Thinking allowed

Parish Communion

It’s hard to imagine what the Church of England was like before the Parish Communion movement — and yet the movement itself is virtually unknown today. Through the majority of the twentieth century, certainly right up until the 1960s, the movement was active in promoting its vision of life and worship in the Church of England, attracting support from bishops and synods. But it very quickly faded from the scene, so that even those of us who grew up in the 1960s Church may well not have come across it.

At the same time as the Liturgical Movement was growing across the Roman Catholic Church, recovering a sense of the corporate nature of the liturgy, the Parish Communion movement (as it came to be called) was born and grew in England. The two movements seem to have begun and developed independently, though eventually they came into contact.

The history of the Parish Communion movement is told in Donald Gray’s book Earth and Altar: Evolution of the Parish Communion in the Church of England to 1945 (Alcuin Club Collections 68, 1986). Its roots lie in the Anglo-Catholic revival and the Oxford Movement, beginning with John Keble’s Assize Sermon in Oxford in 1833. The resulting interest in sacramental worship led to an increase in the celebration of Holy Communion, frequently with an increasing use of ceremonial. Because of the requirement of many Anglo-Catholics that the sacrament should be received fasting, it became the custom for the main ceremonial celebration of the Eucharist in many such parishes to be almost entirely a non-communicating act. Only the priest and perhaps one or two others would receive Communion. For the rest of the congregation, attending after Sunday breakfast just as they had previously attended Mattins, this was a choral, ceremonial and devotional high-point, but one in which they were passive rather than active participants. For the more ‘devout’ there would typically be one or more early celebrations at 8am and perhaps 7am so that they could receive the sacrament before breaking their fast.

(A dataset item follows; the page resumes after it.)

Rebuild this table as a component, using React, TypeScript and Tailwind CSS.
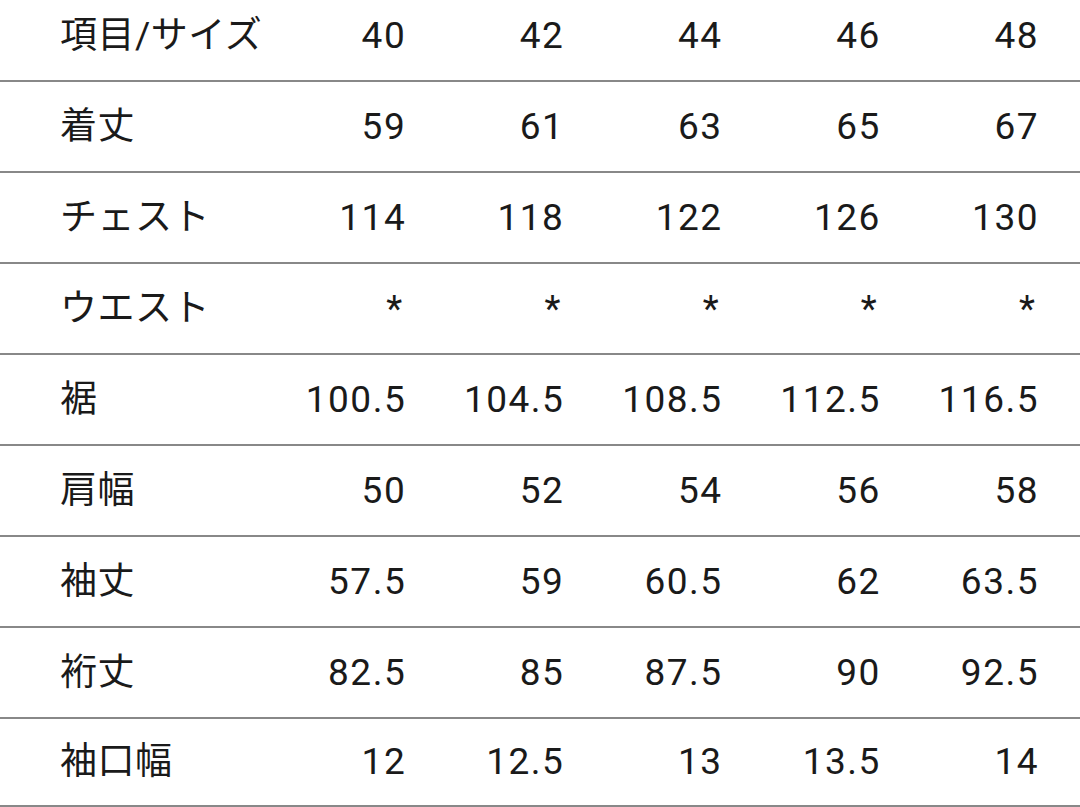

At the same time, Anglo-Catholic priests were noted for their work in impoverished and neglected areas, particularly in the slums and docklands of large English cities and ports, and various groupings of Christian socialists and other activists came and went.

The Parish Communion movement combined two main aims:

  • it strove to make the celebration of the Eucharist the primary service on a Sunday morning in each parish church, and to insist that it was a service at which the congregation should receive the sacrament;
  • and it emphasised the link between that celebration of the Eucharist and social action

Social action was considered to be very closely aligned with the Labour movement, which itself was growing in strength during the first half of the twentieth century. At a time when the Church of England was still very widely regarded as the Conservative Party at prayer, the Parish Communion movement might be regarded as the Labour Party at prayer.

In order for the congregation to receive the sacrament before breakfasting the time of the service had to be one that was earlier than the norm of Mattins or High Mass at 11am, but late enough for them to have a bit of a lie-in on their weekly day of rest. 9am or 9.30am became a popular time. Parishes which still have their main Sunday morning Eucharist at this time were quite likely ones that participated in the Parish Communion movement. Frequently the service was followed by a parish breakfast. Not all those associated with the movement were insistent on fasting before communion — but its leaders and advocates were adamant on this point.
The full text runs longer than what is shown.